EXERCISE DESCRIPTION.
Search the data for the word "React" and copy every line that contains it.

SOURCE EXCERPT.
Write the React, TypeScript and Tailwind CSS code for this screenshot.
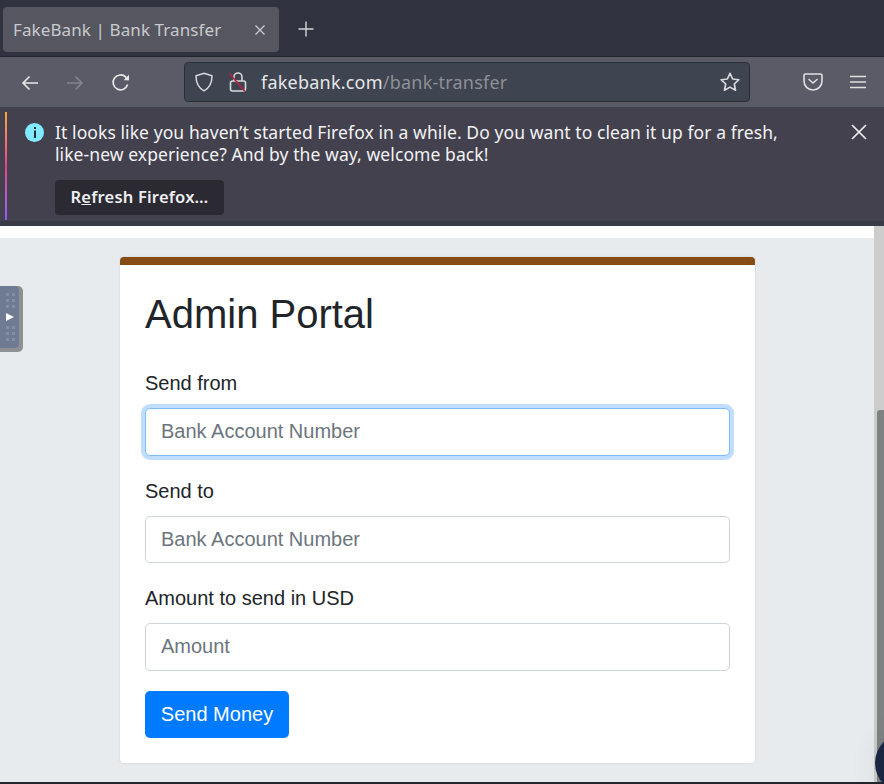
import React from "react";

const ui = { fontFamily: '"Noto Sans", "Open Sans", sans-serif' };
const page = { fontFamily: '"Liberation Sans", Arial, sans-serif' };

function Field({ label, placeholder, focused }: { label: string; placeholder: string; focused?: boolean }) {
  return (
    <div className="mb-[20px]">
      <label className="block text-[20px] leading-[30px] mb-[10px] text-[#212529]">{label}</label>
      <input
        readOnly
        placeholder={placeholder}
        className={
          "block w-full h-[47.5px] px-[15px] text-[20px] rounded-[5px] border bg-white outline-none placeholder:text-[#6c757d] " +
          (focused ? "border-[#80bdff] shadow-[0_0_0_4px_rgba(0,123,255,0.25)]" : "border-[#ced4da]")
        }
      />
    </div>
  );
}

export default function App() {
  return (
    <div className="w-[884px] h-[784px] overflow-hidden relative flex flex-col bg-white">
      {/* tab strip */}
      <div style={ui} className="h-[57px] shrink-0 bg-[#30333f] flex items-start pl-[3px] pt-[7px] border-b border-[#24262e]">
        <div className="w-[276px] h-[45px] rounded-[4px] bg-[#55565f] flex items-center pl-[10px] pr-[13px] justify-between">
          <span className="text-[17px] tracking-[0.1px] text-[#c9cacd]">FakeBank | Bank Transfer</span>
          <svg width="12" height="12" viewBox="0 0 12 12" stroke="#c9cacd" strokeWidth="1.3" fill="none"><path d="M1.5 1.5l9 9M10.5 1.5l-9 9" /></svg>
        </div>
        <svg className="ml-[19px] mt-[14px]" width="16" height="16" viewBox="0 0 16 16" stroke="#d4d5d8" strokeWidth="1.4" fill="none"><path d="M8 0.5v15M0.5 8h15" /></svg>
      </div>

      {/* toolbar */}
      <div style={ui} className="h-[50px] shrink-0 bg-[#5a5b66] flex items-center relative">
        <svg className="ml-[21px] mt-[2px]" width="18" height="16" viewBox="0 0 18 16" stroke="#e8e8ea" strokeWidth="1.6" fill="none"><path d="M17 8H2M8.5 1.5L2 8l6.5 6.5" /></svg>
        <svg className="ml-[27px] mt-[2px]" width="18" height="16" viewBox="0 0 18 16" stroke="#83848c" strokeWidth="1.6" fill="none"><path d="M1 8h15M9.5 1.5L16 8l-6.5 6.5" /></svg>
        <svg className="ml-[27px] mt-[2px]" width="20" height="20" viewBox="0 0 20 20" stroke="#e8e8ea" strokeWidth="1.7" fill="none"><path d="M16.6 11.5A7.4 7.4 0 1 1 14.8 4.2L17.5 6.8" /><path d="M18 1.8v5.4h-5.4z" fill="#e8e8ea" stroke="none" /></svg>
        <div className="ml-[53px] w-[566px] h-[40px] rounded-[4px] bg-[#3e4450] border border-[#2c2f38] flex items-center pl-[9px] pr-[8px]">
          <svg width="20" height="20" viewBox="0 0 20 20" stroke="#d8d9dc" strokeWidth="1.5" fill="none"><path d="M10 1.2l8 2.6c0 7-2 12-8 15-6-3-8-8-8-15z" /></svg>
          <svg className="ml-[14px]" width="20" height="22" viewBox="0 0 20 22" fill="none"><path d="M6 10V6a4 4 0 0 1 8 0v4" stroke="#d8d9dc" strokeWidth="1.6" /><rect x="2.5" y="10" width="15" height="10" rx="2" stroke="#d8d9dc" strokeWidth="1.6" /><path d="M1.5 2.5l15.5 18" stroke="#b8243f" strokeWidth="1.6" /></svg>
          <span className="ml-[13px] mt-[1px] text-[18px] tracking-[0.22px] text-[#e6e7e9] whitespace-nowrap">fakebank.com<span className="text-[#8d9096]">/bank-transfer</span></span>
          <svg className="ml-auto" width="22" height="22" viewBox="0 0 24 24" stroke="#d8d9dc" strokeWidth="1.8" strokeLinejoin="round" fill="none"><path d="M12 2.5l2.9 6.2 6.8.8-5 4.7 1.3 6.8L12 17.6l-6 3.4 1.3-6.8-5-4.7 6.8-.8z" /></svg>
        </div>
        <svg className="ml-[53px]" width="20" height="18" viewBox="0 0 20 18" stroke="#e0e1e3" strokeWidth="1.6" fill="none" strokeLinejoin="round"><path d="M2.5 1h15A1.5 1.5 0 0 1 19 2.5V8a9 9 0 0 1-18 0V2.5A1.5 1.5 0 0 1 2.5 1z" /><path d="M6 6.5l4 3.5 4-3.5" strokeLinecap="round" /></svg>
        <svg className="ml-[27px]" width="16" height="14" viewBox="0 0 16 14" stroke="#e0e1e3" strokeWidth="1.5" fill="none"><path d="M0 1.5h16M0 7h16M0 12.5h16" /></svg>
      </div>

      {/* notification bar */}
      <div style={ui} className="h-[119px] shrink-0 bg-[#42414d] border-b-[5px] border-[#383a46] flex pt-[5px] pl-[5px] relative">
        <div className="w-[2px] h-[108px] bg-gradient-to-b from-[#ffa436] via-[#e73f8a] to-[#9059ff]" />
        <div className="ml-[18px] mt-[11px] w-[19px] h-[19px] rounded-full bg-[#80ebff] flex items-center justify-center shrink-0">
          <svg width="4" height="11" viewBox="0 0 4 11" fill="#2b2a33"><rect x="1" y="0" width="2" height="2" /><rect x="1" y="3.5" width="2" height="7.5" /></svg>
        </div>
        <div className="ml-[11px] text-white">
          <p className="text-[17.5px] leading-[22px] text-[#f2f2f4] mt-[9px] whitespace-nowrap tracking-[0.08px]">
            It looks like you haven’t started Firefox in a while. Do you want to clean it up for a fresh,
            <br />
            like-new experience? And by the way, welcome back!
          </p>
          <button className="mt-[15px] h-[35px] w-[169px] rounded-[4px] bg-[#2b2a33] text-[16.5px] font-semibold text-[#eeeef0] tracking-[0.2px]">
            R<span className="underline">e</span>fresh Firefox…
          </button>
        </div>
        <svg className="absolute left-[851px] top-[17px]" width="16" height="16" viewBox="0 0 16 16" stroke="#f0f0f2" strokeWidth="1.7" fill="none"><path d="M1 1l14 14M15 1L1 15" /></svg>
      </div>

      {/* page */}
      <div style={page} className="flex-1 flex min-h-0 relative border-b-2 border-[#22252c]">
        <div className="flex-1 flex flex-col min-w-0">
          <div className="h-[12px] shrink-0 bg-white" />
          <div className="flex-1 bg-[#e8ebee] pl-[120px] pr-[119px] pt-[19px]">
            <div className="h-[506px] rounded-[4px] bg-white border-t-[8px] border-[#854d13] shadow-[0_0_2px_rgba(0,0,0,0.15)] px-[25px] pt-[25px]">
              <h1 className="text-[40px] leading-[48px] font-medium text-[#212529] mb-[30px]">Admin Portal</h1>
              <Field label="Send from" placeholder="Bank Account Number" focused />
              <Field label="Send to" placeholder="Bank Account Number" />
              <Field label="Amount to send in USD" placeholder="Amount" />
              <button className="h-[47.5px] w-[144px] rounded-[5px] bg-[#007bff] text-[20px] text-white">Send Money</button>
            </div>
          </div>
        </div>
        <div className="w-[10px] shrink-0 bg-[#cccccc] flex flex-col items-end pt-[184px]">
          <div className="w-[7px] flex-1 bg-[#7f8283] rounded-tl-[3px]" />
        </div>

        {/* floating drag handle */}
        <div className="absolute left-0 top-[60px] w-[23px] h-[66px] rounded-r-[5px] bg-[#8e9093]">
          <div className="w-[19px] h-[62px] rounded-r-[4px] bg-[#6e7b92] flex flex-col items-center justify-center gap-[5px] pl-[1px]">
            <div className="grid grid-cols-2 gap-x-[3px] gap-y-[3px]">
              {[0, 1, 2, 3, 4, 5].map((i) => <span key={i} className="w-[3px] h-[3px] bg-[#848fa3]" />)}
            </div>
            <svg width="8" height="8" viewBox="0 0 8 8" fill="#ffffff"><path d="M0 0l8 4-8 4z" /></svg>
            <div className="grid grid-cols-2 gap-x-[3px] gap-y-[3px]">
              {[0, 1, 2, 3, 4, 5].map((i) => <span key={i} className="w-[3px] h-[3px] bg-[#848fa3]" />)}
            </div>
          </div>
        </div>

        {/* chat bubble */}
        <div className="absolute left-[875px] top-[507px] w-[60px] h-[60px] rounded-full bg-[#1a2742] shadow-[0_0_30px_rgba(0,0,0,0.08)]" />
      </div>
    </div>
  );
}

TASK SOLUTION.
Write the React, TypeScript and Tailwind CSS code for this screenshot.
import React from "react";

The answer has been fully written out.